== Exercise details ==
Retype the whole listing, please, keeping every line exact and dropping the pictures.

== Dataset excerpt ==
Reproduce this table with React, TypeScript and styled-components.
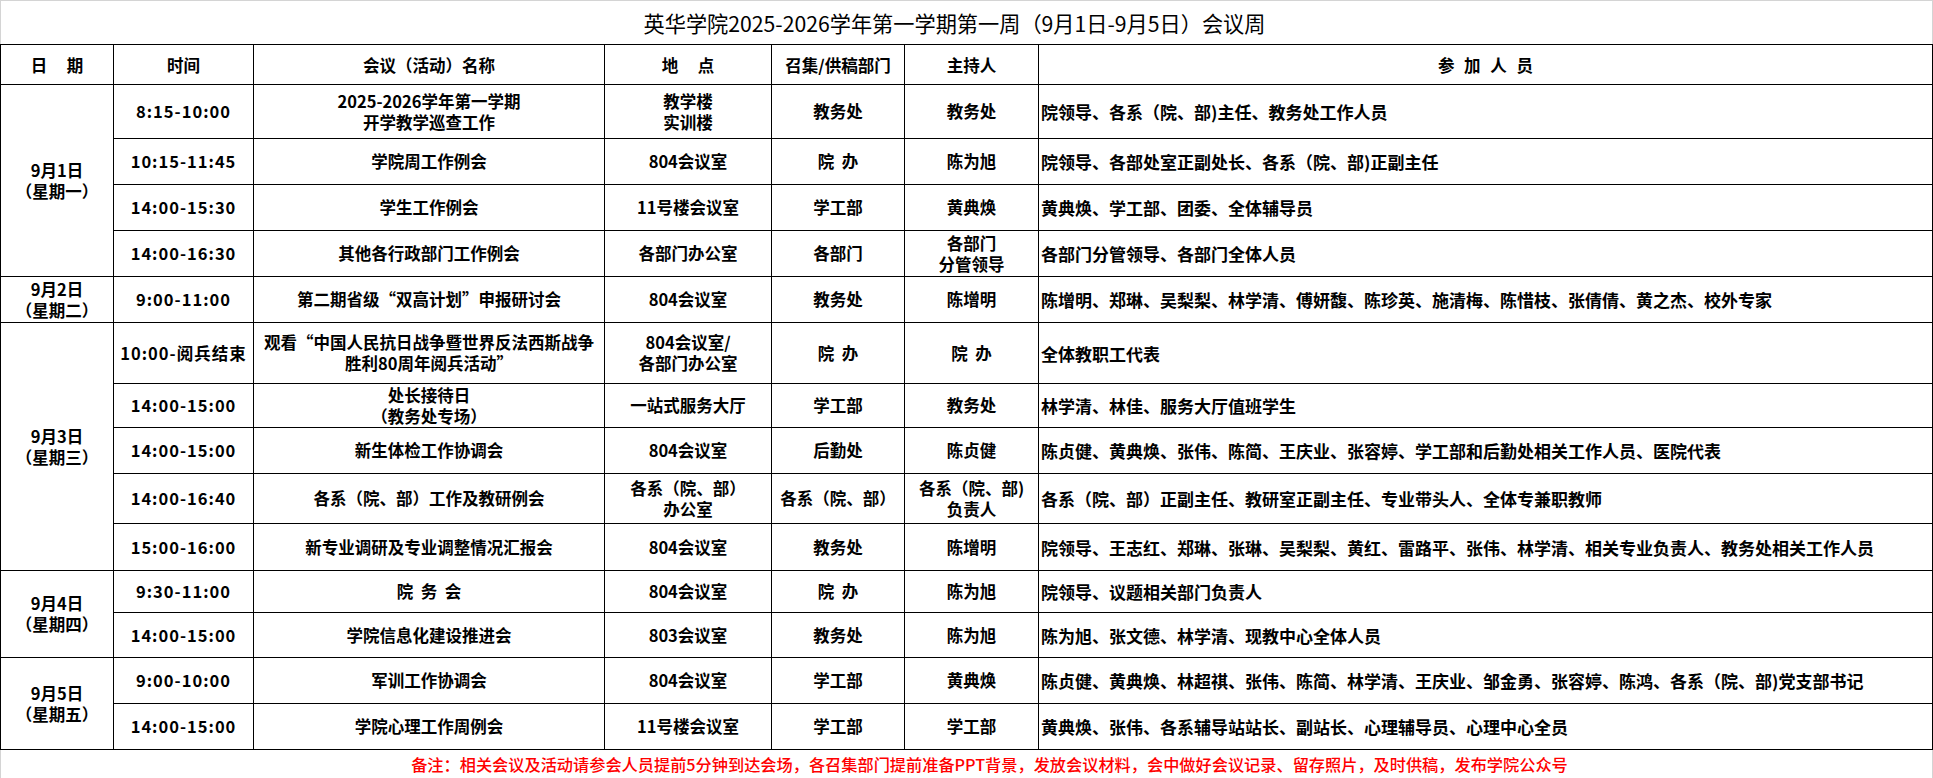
import React from 'react'
import styled, { createGlobalStyle } from 'styled-components'

const GlobalStyle = createGlobalStyle`
  html, body {
    margin: 0;
    padding: 0;
    background: #ffffff;
  }
  body {
    font-family: "Noto Sans CJK SC", "Noto Sans", sans-serif;
    color: #000000;
  }
`

type Meeting = {
  time: string
  name: string
  place: string
  dept: string
  host: string
  people: string
  h: number
}

type Day = {
  date: string
  week: string
  meetings: Meeting[]
}

const DAYS: Day[] = [
  {
    date: '9月1日',
    week: '（星期一）',
    meetings: [
      { time: '8:15-10:00', name: '2025-2026学年第一学期\n开学教学巡查工作', place: '教学楼\n实训楼', dept: '教务处', host: '教务处', people: '院领导、各系（院、部)主任、教务处工作人员', h: 54 },
      { time: '10:15-11:45', name: '学院周工作例会', place: '804会议室', dept: '院  办', host: '陈为旭', people: '院领导、各部处室正副处长、各系（院、部)正副主任', h: 46 },
      { time: '14:00-15:30', name: '学生工作例会', place: '11号楼会议室', dept: '学工部', host: '黄典焕', people: '黄典焕、学工部、团委、全体辅导员', h: 46 },
      { time: '14:00-16:30', name: '其他各行政部门工作例会', place: '各部门办公室', dept: '各部门', host: '各部门\n分管领导', people: '各部门分管领导、各部门全体人员', h: 46 },
    ],
  },
  {
    date: '9月2日',
    week: '（星期二）',
    meetings: [
      { time: '9:00-11:00', name: '第二期省级“双高计划”申报研讨会', place: '804会议室', dept: '教务处', host: '陈增明', people: '陈增明、郑琳、吴梨梨、林学清、傅妍馥、陈珍英、施清梅、陈惜枝、张倩倩、黄之杰、校外专家', h: 46 },
    ],
  },
  {
    date: '9月3日',
    week: '（星期三）',
    meetings: [
      { time: '10:00-阅兵结束', name: '观看“中国人民抗日战争暨世界反法西斯战争\n胜利80周年阅兵活动”', place: '804会议室/\n各部门办公室', dept: '院  办', host: '院  办', people: '全体教职工代表', h: 61 },
      { time: '14:00-15:00', name: '处长接待日\n（教务处专场）', place: '一站式服务大厅', dept: '学工部', host: '教务处', people: '林学清、林佳、服务大厅值班学生', h: 44 },
      { time: '14:00-15:00', name: '新生体检工作协调会', place: '804会议室', dept: '后勤处', host: '陈贞健', people: '陈贞健、黄典焕、张伟、陈简、王庆业、张容婷、学工部和后勤处相关工作人员、医院代表', h: 46 },
      { time: '14:00-16:40', name: '各系（院、部）工作及教研例会', place: '各系（院、部）\n办公室', dept: '各系（院、部）', host: '各系（院、部)\n负责人', people: '各系（院、部）正副主任、教研室正副主任、专业带头人、全体专兼职教师', h: 50 },
      { time: '15:00-16:00', name: '新专业调研及专业调整情况汇报会', place: '804会议室', dept: '教务处', host: '陈增明', people: '院领导、王志红、郑琳、张琳、吴梨梨、黄红、雷路平、张伟、林学清、相关专业负责人、教务处相关工作人员', h: 47 },
    ],
  },
  {
    date: '9月4日',
    week: '（星期四）',
    meetings: [
      { time: '9:30-11:00', name: '院  务  会', place: '804会议室', dept: '院  办', host: '陈为旭', people: '院领导、议题相关部门负责人', h: 42 },
      { time: '14:00-15:00', name: '学院信息化建设推进会', place: '803会议室', dept: '教务处', host: '陈为旭', people: '陈为旭、张文德、林学清、现教中心全体人员', h: 45 },
    ],
  },
  {
    date: '9月5日',
    week: '（星期五）',
    meetings: [
      { time: '9:00-10:00', name: '军训工作协调会', place: '804会议室', dept: '学工部', host: '黄典焕', people: '陈贞健、黄典焕、林超祺、张伟、陈简、林学清、王庆业、邹金勇、张容婷、陈鸿、各系（院、部)党支部书记', h: 46 },
      { time: '14:00-15:00', name: '学院心理工作周例会', place: '11号楼会议室', dept: '学工部', host: '学工部', people: '黄典焕、张伟、各系辅导站站长、副站长、心理辅导员、心理中心全员', h: 46 },
    ],
  },
]

const COLS = [113, 140, 351, 167, 133, 134, 894]

const Sheet = styled.div`
  width: 1933px;
  display: flex;
  flex-direction: column;
`

const Title = styled.div`
  height: 43px;
  border: 1px solid #d4d4d4;
  border-bottom: none;
  padding-right: 24px;
  display: flex;
  align-items: center;
  justify-content: center;
  font-size: 21.2px;
  font-weight: 400;
`

const Table = styled.table`
  width: 1932px;
  border-collapse: collapse;
  table-layout: fixed;
`

const Row = styled.tr<{ $h: number }>`
  height: ${(p) => p.$h}px;
`

const Cell = styled.td<{ $left?: boolean; $time?: boolean }>`
  border: 1px solid #000000;
  padding: 0 ${(p) => (p.$left ? '2px' : '0')};
  text-align: ${(p) => (p.$left ? 'left' : 'center')};
  vertical-align: middle;
  font-size: ${(p) => (p.$left ? '17px' : '16.5px')};
  font-weight: 700;
  line-height: 21px;
  white-space: pre;
  letter-spacing: ${(p) => (p.$time ? '1px' : '0')};
  overflow: hidden;
`

const HeadCell = styled.th<{ $spread?: boolean }>`
  border: 1px solid #000000;
  padding: 0;
  text-align: center;
  vertical-align: middle;
  font-size: 16.5px;
  font-weight: 700;
  white-space: pre;
  word-spacing: ${(p) => (p.$spread ? '6px' : '0')};
`

const Note = styled.div`
  height: 28px;
  border: 1px solid #d4d4d4;
  border-top: none;
  padding-left: 46px;
  display: flex;
  align-items: center;
  justify-content: center;
  color: #ff0000;
  font-size: 16.2px;
  font-weight: 500;
`

const HEADERS: { label: string; spread?: boolean }[] = [
  { label: '日  期', spread: true },
  { label: '时间' },
  { label: '会议（活动）名称' },
  { label: '地  点', spread: true },
  { label: '召集/供稿部门' },
  { label: '主持人' },
  { label: '参 加 人 员', spread: true },
]

const App = () => {
  return (
    <Sheet>
      <GlobalStyle />
      <Title>英华学院2025-2026学年第一学期第一周（9月1日-9月5日）会议周</Title>
      <Table>
        <colgroup>
          {COLS.map((w, i) => (
            <col key={i} width={w} />
          ))}
        </colgroup>
        <thead>
          <Row $h={40}>
            {HEADERS.map((h) => (
              <HeadCell key={h.label} $spread={h.spread}>
                {h.label}
              </HeadCell>
            ))}
          </Row>
        </thead>
        <tbody>
          {DAYS.map((day) =>
            day.meetings.map((m, i) => (
              <Row key={day.date + i} $h={m.h}>
                {i === 0 && (
                  <Cell rowSpan={day.meetings.length}>
                    {day.date + '\n' + day.week}
                  </Cell>
                )}
                <Cell $time>{m.time}</Cell>
                <Cell>{m.name}</Cell>
                <Cell>{m.place}</Cell>
                <Cell>{m.dept}</Cell>
                <Cell>{m.host}</Cell>
                <Cell $left>{m.people}</Cell>
              </Row>
            ))
          )}
        </tbody>
      </Table>
      <Note>
        备注：相关会议及活动请参会人员提前5分钟到达会场，各召集部门提前准备PPT背景，发放会议材料，会中做好会议记录、留存照片，及时供稿，发布学院公众号
      </Note>
    </Sheet>
  )
}

export default App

== Result below ==
Reproduce this table with React, TypeScript and styled-components.
import React from 'react'
import styled, { createGlobalStyle } from 'styled-components'

const GlobalStyle = createGlobalStyle`
  html, body {
    margin: 0;
    padding: 0;
    background: #ffffff;
  }
  body {
    font-family: "Noto Sans CJK SC", "Noto Sans", sans-serif;
    color: #000000;
  }
`

type Meeting = {
  time: string
  name: string
  place: string
  dept: string
  host: string
  people: string
  h: number
}

type Day = {
  date: string
  week: string
  meetings: Meeting[]
}

const DAYS: Day[] = [
  {
    date: '9月1日',
    week: '（星期一）',
    meetings: [
      { time: '8:15-10:00', name: '2025-2026学年第一学期\n开学教学巡查工作', place: '教学楼\n实训楼', dept: '教务处', host: '教务处', people: '院领导、各系（院、部)主任、教务处工作人员', h: 54 },
      { time: '10:15-11:45', name: '学院周工作例会', place: '804会议室', dept: '院  办', host: '陈为旭', people: '院领导、各部处室正副处长、各系（院、部)正副主任', h: 46 },
      { time: '14:00-15:30', name: '学生工作例会', place: '11号楼会议室', dept: '学工部', host: '黄典焕', people: '黄典焕、学工部、团委、全体辅导员', h: 46 },
      { time: '14:00-16:30', name: '其他各行政部门工作例会', place: '各部门办公室', dept: '各部门', host: '各部门\n分管领导', people: '各部门分管领导、各部门全体人员', h: 46 },
    ],
  },
  {
    date: '9月2日',
    week: '（星期二）',
    meetings: [
      { time: '9:00-11:00', name: '第二期省级“双高计划”申报研讨会', place: '804会议室', dept: '教务处', host: '陈增明', people: '陈增明、郑琳、吴梨梨、林学清、傅妍馥、陈珍英、施清梅、陈惜枝、张倩倩、黄之杰、校外专家', h: 46 },
    ],
  },
  {
    date: '9月3日',
    week: '（星期三）',
    meetings: [
      { time: '10:00-阅兵结束', name: '观看“中国人民抗日战争暨世界反法西斯战争\n胜利80周年阅兵活动”', place: '804会议室/\n各部门办公室', dept: '院  办', host: '院  办', people: '全体教职工代表', h: 61 },
      { time: '14:00-15:00', name: '处长接待日\n（教务处专场）', place: '一站式服务大厅', dept: '学工部', host: '教务处', people: '林学清、林佳、服务大厅值班学生', h: 44 },
      { time: '14:00-15:00', name: '新生体检工作协调会', place: '804会议室', dept: '后勤处', host: '陈贞健', people: '陈贞健、黄典焕、张伟、陈简、王庆业、张容婷、学工部和后勤处相关工作人员、医院代表', h: 46 },
      { time: '14:00-16:40', name: '各系（院、部）工作及教研例会', place: '各系（院、部）\n办公室', dept: '各系（院、部）', host: '各系（院、部)\n负责人', people: '各系（院、部）正副主任、教研室正副主任、专业带头人、全体专兼职教师', h: 50 },
      { time: '15:00-16:00', name: '新专业调研及专业调整情况汇报会', place: '804会议室', dept: '教务处', host: '陈增明', people: '院领导、王志红、郑琳、张琳、吴梨梨、黄红、雷路平、张伟、林学清、相关专业负责人、教务处相关工作人员', h: 47 },
    ],
  },
  {
    date: '9月4日',
    week: '（星期四）',
    meetings: [
      { time: '9:30-11:00', name: '院  务  会', place: '804会议室', dept: '院  办', host: '陈为旭', people: '院领导、议题相关部门负责人', h: 42 },
      { time: '14:00-15:00', name: '学院信息化建设推进会', place: '803会议室', dept: '教务处', host: '陈为旭', people: '陈为旭、张文德、林学清、现教中心全体人员', h: 45 },
    ],
  },
  {
    date: '9月5日',
    week: '（星期五）',
    meetings: [
      { time: '9:00-10:00', name: '军训工作协调会', place: '804会议室', dept: '学工部', host: '黄典焕', people: '陈贞健、黄典焕、林超祺、张伟、陈简、林学清、王庆业、邹金勇、张容婷、陈鸿、各系（院、部)党支部书记', h: 46 },
      { time: '14:00-15:00', name: '学院心理工作周例会', place: '11号楼会议室', dept: '学工部', host: '学工部', people: '黄典焕、张伟、各系辅导站站长、副站长、心理辅导员、心理中心全员', h: 46 },
    ],
  },
]

const COLS = [113, 140, 351, 167, 133, 134, 894]

const Sheet = styled.div`
  width: 1933px;
  display: flex;
  flex-direction: column;
`

const Title = styled.div`
  height: 43px;
  border: 1px solid #d4d4d4;
  border-bottom: none;
  padding-right: 24px;
  display: flex;
  align-items: center;
  justify-content: center;
  font-size: 21.2px;
  font-weight: 400;
`

const Table = styled.table`
  width: 1932px;
  border-collapse: collapse;
  table-layout: fixed;
`

const Row = styled.tr<{ $h: number }>`
  height: ${(p) => p.$h}px;
`

const Cell = styled.td<{ $left?: boolean; $time?: boolean }>`
  border: 1px solid #000000;
  padding: 0 ${(p) => (p.$left ? '2px' : '0')};
  text-align: ${(p) => (p.$left ? 'left' : 'center')};
  vertical-align: middle;
  font-size: ${(p) => (p.$left ? '17px' : '16.5px')};
  font-weight: 700;
  line-height: 21px;
  white-space: pre;
  letter-spacing: ${(p) => (p.$time ? '1px' : '0')};
  overflow: hidden;
`

const HeadCell = styled.th<{ $spread?: boolean }>`
  border: 1px solid #000000;
  padding: 0;
  text-align: center;
  vertical-align: middle;
  font-size: 16.5px;
  font-weight: 700;
  white-space: pre;
  word-spacing: ${(p) => (p.$spread ? '6px' : '0')};
`

const Note = styled.div`
  height: 28px;
  border: 1px solid #d4d4d4;
  border-top: none;
  padding-left: 46px;
  display: flex;
  align-items: center;
  justify-content: center;
  color: #ff0000;
  font-size: 16.2px;
  font-weight: 500;
`

const HEADERS: { label: string; spread?: boolean }[] = [
  { label: '日  期', spread: true },
  { label: '时间' },
  { label: '会议（活动）名称' },
  { label: '地  点', spread: true },
  { label: '召集/供稿部门' },
  { label: '主持人' },
  { label: '参 加 人 员', spread: true },
]

const App = () => {
  return (
    <Sheet>
      <GlobalStyle />
      <Title>英华学院2025-2026学年第一学期第一周（9月1日-9月5日）会议周</Title>
      <Table>
        <colgroup>
          {COLS.map((w, i) => (
            <col key={i} width={w} />
          ))}
        </colgroup>
        <thead>
          <Row $h={40}>
            {HEADERS.map((h) => (
              <HeadCell key={h.label} $spread={h.spread}>
                {h.label}
              </HeadCell>
            ))}
          </Row>
        </thead>
        <tbody>
          {DAYS.map((day) =>
            day.meetings.map((m, i) => (
              <Row key={day.date + i} $h={m.h}>
                {i === 0 && (
                  <Cell rowSpan={day.meetings.length}>
                    {day.date + '\n' + day.week}
                  </Cell>
                )}
                <Cell $time>{m.time}</Cell>
                <Cell>{m.name}</Cell>
                <Cell>{m.place}</Cell>
                <Cell>{m.dept}</Cell>
                <Cell>{m.host}</Cell>
                <Cell $left>{m.people}</Cell>
              </Row>
            ))
          )}
        </tbody>
      </Table>
      <Note>
        备注：相关会议及活动请参会人员提前5分钟到达会场，各召集部门提前准备PPT背景，发放会议材料，会中做好会议记录、留存照片，及时供稿，发布学院公众号
      </Note>
    </Sheet>
  )
}

export default App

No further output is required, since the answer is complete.